If a private owner was asked by tenant to grant him a
lease of a part of his estate for his life or for a term of
50 or 70 years, with unrestricted powers of improvement, the private proprietor, actuated by reasons with
which most persons might sympathise, would probably
refuse such a concession. It would deprive him of that
authority and dominion over that portion of his estate.
and the occupiers might have power to deal with it in a
manner that would be unpalatable or offensive to him.
A long lease, moreover, granted on the payment of a
gross sum to the owner of the fee, would be inconsistent
with most settlements of real property. These obstacles to the creation of subordinate holdings of an
independent character under private ownership, would
have no existence in the case of the public estates.
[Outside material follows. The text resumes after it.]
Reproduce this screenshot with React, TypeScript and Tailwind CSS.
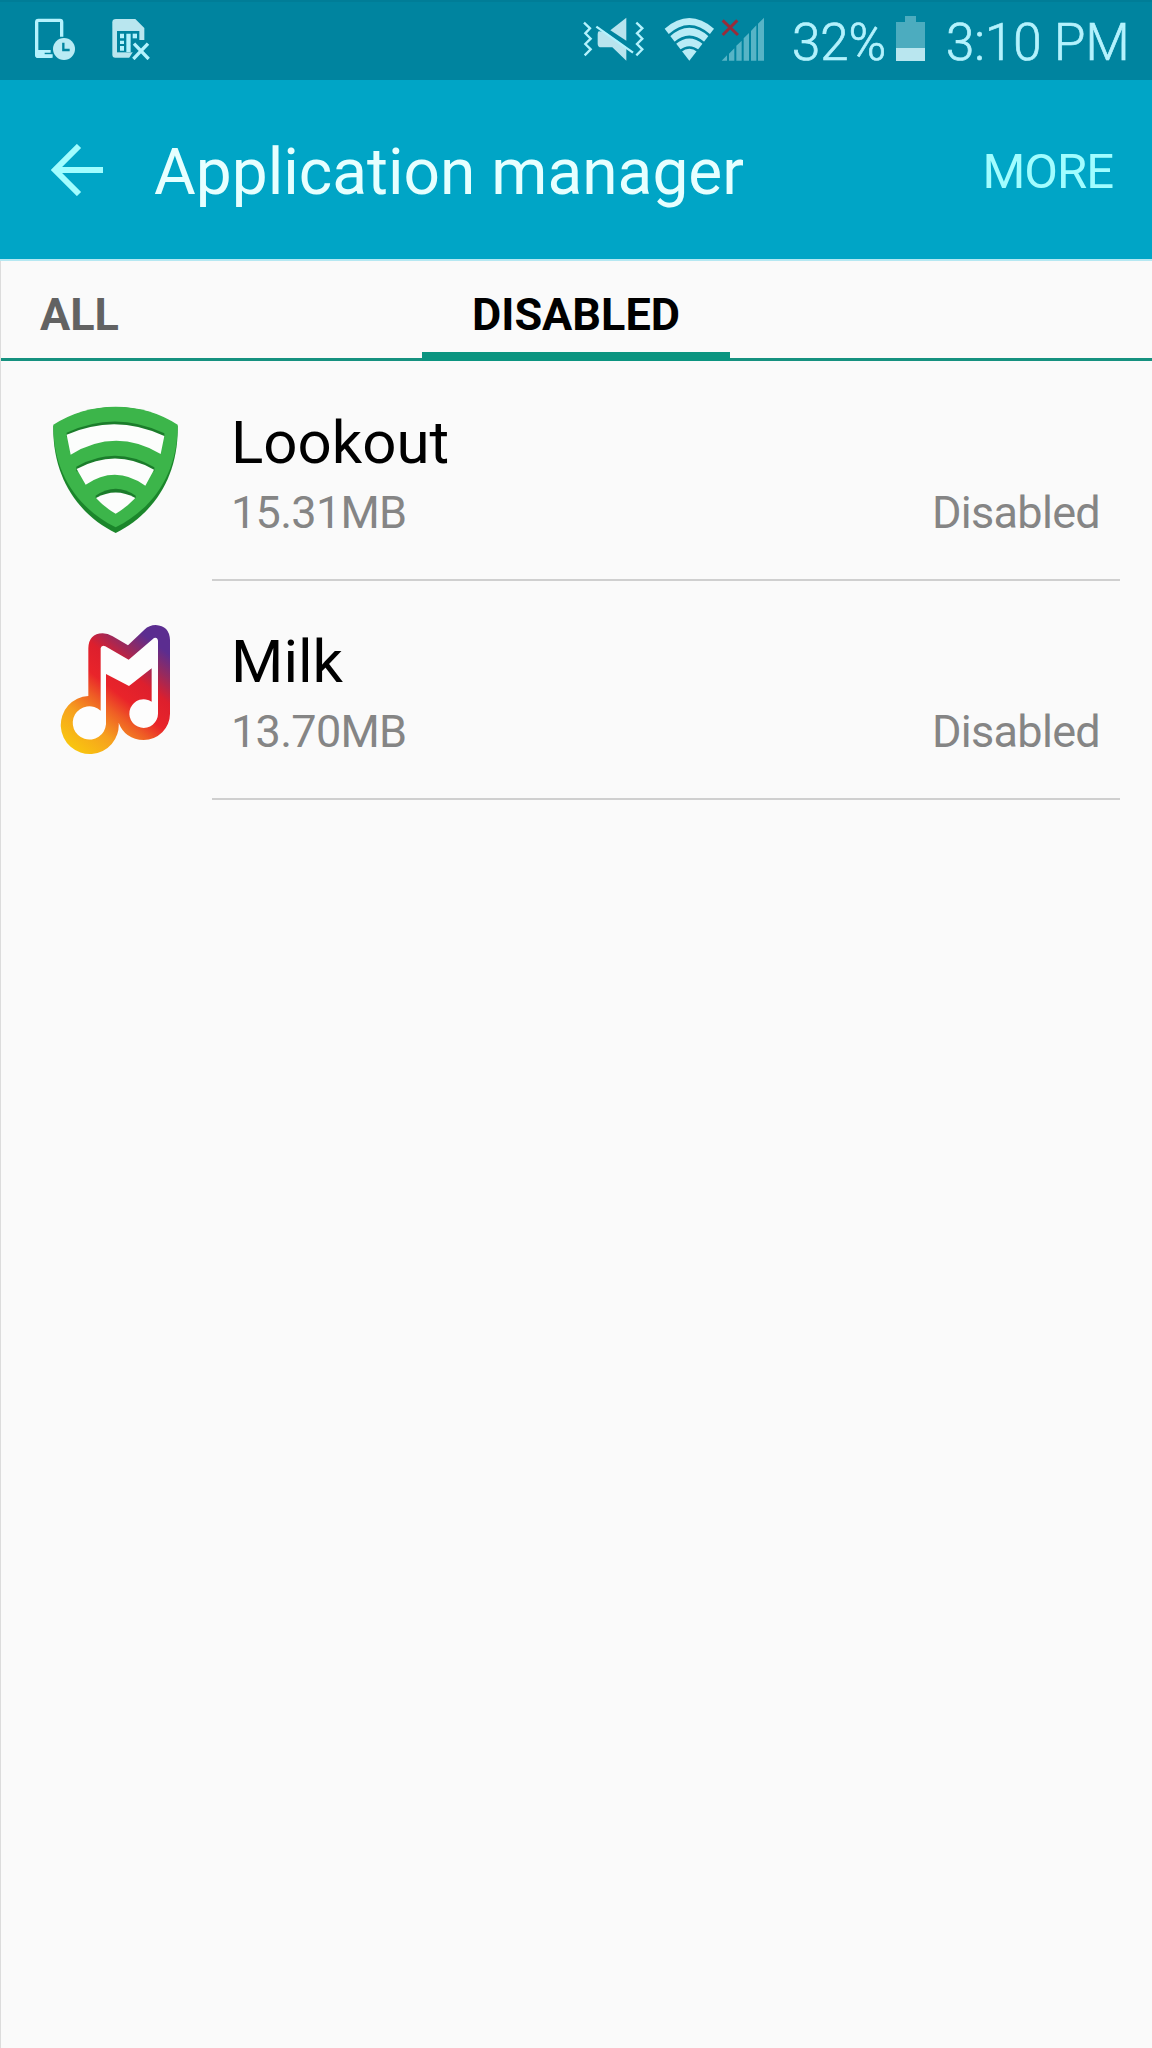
import type { ReactNode } from "react";

type AppItem = {
  id: number;
  name: string;
  size: string;
  status: string;
  icon: ReactNode;
};

const DeviceClockIcon = () => (
  <svg className="h-[42px] w-10" viewBox="105 54 120 126" fill="none">
    <path
      d="M185 110V66q0-5-5-5H115q-5 0-5 5v98q0 5 5 5h40"
      stroke="#b4f2fd"
      strokeWidth="10"
    />
    <path d="M108 150h44v8h-18v5h24v10h-44q-8 0-8-8z" fill="#b4f2fd" />
    <circle cx="192" cy="147" r="33" fill="#b9ebf4" />
    <path d="M190 128v22h19" stroke="#00849f" strokeWidth="7" />
  </svg>
);

const SimErrorIcon = () => (
  <svg className="h-[42px] w-[39px]" viewBox="336 54 117 126" fill="none">
    <path
      d="M348 57h58l27 27v82q0 7-8 7h-79q-9 0-9-9V67q0-10 11-10z"
      fill="#b9e6ef"
    />
    <path d="M351 93h67v64h-67z" fill="#00849f" />
    <path
      d="M360 101h12v14h-12zM379 101h13v55h-13zM360 122h12v10h-12zM360 138h12v14h-12z"
      fill="#b4f2fd"
    />
    <path d="M392 132l10-12h34v56h-50l14-22z" fill="#00849f" />
    <path d="M398 101h13v14h-13z" fill="#b4f2fd" />
    <path d="M402 131l44 46M444 131l-44 46" stroke="#b4f2fd" strokeWidth="10" />
  </svg>
);

const MuteVibrateIcon = () => (
  <svg className="h-[46px] w-[63px]" viewBox="36 48 189 138" fill="none">
    <path d="M169 53v69l-48-31z" fill="#b9e4ee" />
    <path d="M86 94l18 1 65 47v40l-42-40H94q-11 0-11-11V103q0-6 3-9z" fill="#b9e4ee" />
    <path d="M79 80l110 78" stroke="#b4f2fd" strokeWidth="7" />
    <path
      d="M42 68l18 17-14 15 16 16-16 16 16 16-18 18M199 68l18 17-16 15 16 16-16 16 16 16-18 18"
      stroke="#b4f2fd"
      strokeWidth="7"
    />
  </svg>
);

const WifiIcon = () => (
  <svg className="h-[46px] w-[51px]" viewBox="282 48 153 138" fill="none">
    <path d="M284 86Q358 22 432 86L358 182z" fill="#b9ecf6" />
    <path
      d="M296 107Q358 51 420 107M314 130Q358 92 402 130M331 153Q358 132 385 153"
      stroke="#00849f"
      strokeWidth="8"
    />
  </svg>
);

const NoSignalIcon = () => (
  <svg className="h-[46px] w-11" viewBox="453 48 132 138" fill="none">
    <path
      d="M455 182l16-16v16zM477 161l16-16v37h-16zM499 137l16-15v60h-16zM521 115l16-16v83h-16zM543 93l16-17v106h-16zM564 71l18-18v129h-18z"
      fill="#57b4c6"
    />
    <path d="M458 61l46 44M502 61l-44 44" stroke="#982c3b" strokeWidth="9" />
  </svg>
);

const LookoutIcon = () => (
  <svg className="h-[129px] w-[127px]" viewBox="36 45 381 387">
    <path
      d="M40 108Q125 51 227 51T413 108C416 255 345 370 227 429C108 370 37 255 40 108Z"
      fill="#1b862b"
    />
    <path
      d="M40 104Q125 50 227 50T413 104C414 244 343 354 227 412C110 354 38 244 40 104Z"
      fill="#3cb54a"
    />
    {/* shaded upper edges of the three cut-outs */}
    <g fill="#1b7c2b">
      <path d="M80 128Q227 60 373 130V142H80z" />
      <path d="M109 230Q227 164 343 232V244H109z" />
      <path d="M167 317Q227 275 287 317V325H167z" />
    </g>
    <path d="M80 134Q227 69 373 138L362 192Q227 112 92 194Z" fill="#fcfdfc" />
    <path d="M110 237Q227 173 342 239L316 287Q227 223 137 284Z" fill="#fcfdfc" />
    <path d="M168 324Q227 291 286 324Q256 355 227 371Q194 353 168 324Z" fill="#fcfdfc" />
  </svg>
);

const MilkIcon = () => (
  <svg className="h-[131px] w-28" viewBox="57 42 336 393">
    <defs>
      <linearGradient
        id="milk"
        gradientUnits="userSpaceOnUse"
        x1="95"
        y1="420"
        x2="365"
        y2="75"
      >
        <stop offset="0" stopColor="#f9c80e" />
        <stop offset="0.22" stopColor="#f6a01f" />
        <stop offset="0.38" stopColor="#ef5f25" />
        <stop offset="0.5" stopColor="#e9242a" />
        <stop offset="0.66" stopColor="#dd1f2d" />
        <stop offset="0.8" stopColor="#952a5f" />
        <stop offset="0.93" stopColor="#5b2d90" />
      </linearGradient>
    </defs>
    <path
      d="M145 258V115Q146 71 188 70Q203 70 218 79L264 106L313 59Q328 45 347 45Q388 47 390 90V311A79 79 0 0 1 311 390Q255 388 236 338A87 87 0 1 1 145 258Z"
      fill="url(#milk)"
    />
    <path
      d="M182 302V115Q184 104 196 109L266 149L342 84Q352 80 354 92V311A43 43 0 1 1 335 275V175L267 228L198 192V343A50 50 0 1 1 182 302Z"
      fill="#fdfdfd"
    />
  </svg>
);

const apps: AppItem[] = [
  { id: 1, name: "Lookout", size: "15.31MB", status: "Disabled", icon: <LookoutIcon /> },
  { id: 2, name: "Milk", size: "13.70MB", status: "Disabled", icon: <MilkIcon /> },
];

const StatusBar = () => (
  <div className="flex h-20 items-start border-t-2 border-[#007d97] bg-[#00849f] pl-[35px] text-[51px] leading-[60px] font-light text-[#b4f2fd]">
    <div className="flex gap-[37px] pt-4">
      <DeviceClockIcon />
      <SimErrorIcon />
    </div>
    <div className="ml-auto flex w-[570px] pt-[14px] [-webkit-text-stroke:0.7px_#b4f2fd]">
      <MuteVibrateIcon />
      <div className="ml-[19px]">
        <WifiIcon />
      </div>
      <div className="ml-1.5">
        <NoSignalIcon />
      </div>
      <span className="-mt-[3px] ml-[27px] w-[104px] whitespace-nowrap">32%</span>
      <div className="flex h-[45px] w-[29px] flex-col items-center">
        <div className="h-1.5 w-[11px] bg-[#4cacbf]" />
        <div className="w-full flex-1 bg-[#4cacbf]" />
        <div className="h-[13px] w-full bg-[#b9e6ef]" />
      </div>
      <span className="-mt-[3px] ml-[21px] whitespace-nowrap">3:10 PM</span>
    </div>
  </div>
);

const Header = () => (
  <header className="flex h-[181px] items-center border-b-2 border-[#b5e8f2] bg-[#00a5c6] pr-[39px] pl-[51px]">
    <button aria-label="Back">
      <svg className="h-[52px] w-[52px]" viewBox="0 0 52 52" fill="none">
        <path d="M28 2L4 26l24 24M4 26h48" stroke="#a1fdff" strokeWidth="6" />
      </svg>
    </button>
    <h1 className="mt-1.5 ml-[51px] text-[64px] leading-[76px] text-[#e6ffff]">
      Application manager
    </h1>
    <button className="mt-1 ml-auto text-[49px] leading-[60px] tracking-[-1px] text-[#a1fdff]">
      MORE
    </button>
  </header>
);

const Tabs = () => (
  <nav className="flex h-[100px] border-b-[3px] border-[#15917f] text-[45px] font-bold">
    <button className="w-[421px] pt-6 pl-[39px] text-left leading-[60px] text-[#626262]">
      <span className="block h-[73px]">ALL</span>
    </button>
    <button className="-mb-[3px] w-[308px] border-b-9 border-[#0b9480] pt-6 text-center leading-[60px] text-black">
      <span className="block h-[67px]">DISABLED</span>
    </button>
  </nav>
);

const AppRow = ({ app }: { app: AppItem }) => (
  <li className="flex h-[219px]">
    <div className="flex w-[211px] justify-center pt-[43px] pl-[17px]">{app.icon}</div>
    <div className="mr-8 flex-1 border-b-2 border-[#cfcfcf] pt-[46px] pr-5 pl-[19px] leading-[70px]">
      <div className="text-[60px] text-black">{app.name}</div>
      <div className="flex justify-between text-[45px] tracking-[-0.7px] text-[#858585]">
        <span>{app.size}</span>
        <span>{app.status}</span>
      </div>
    </div>
  </li>
);

export default function App() {
  return (
    <div className="flex h-[2048px] w-[1152px] flex-col overflow-hidden bg-[#fafafa] font-['Roboto',sans-serif]">
      <StatusBar />
      <Header />
      <main className="flex-1 border-l border-[#dcdcdc]">
        <Tabs />
        <ul className="pt-px">
          {apps.map((app) => (
            <AppRow key={app.id} app={app} />
          ))}
        </ul>
      </main>
    </div>
  );
}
The
public would have no prejudice against parting with
their authority over such of its lands for the term agreed
upon, and would be satisfied and secure on the possession of the annual rent or of the equivalent capital sum.
Again, the tenant under public ownership might be
enabled at any time, under suitable terms, to extend or
to surrender his lease or commute his rent. Tables of
value and duration might be settled analogous to the
terms on which insurances for life or pensions at specified ages are arranged. No special arrangements of
this kind are generally possible with regard to interests
in lands held under private owners. The commercial
facilities of dealing with land would be thus indefinitely
multiplied. The interposition of the State to prevent
land from being devised to public purposes, which has
gone on for nearly 150 years, therefore, appears to me
a most absurd and mischievous policy.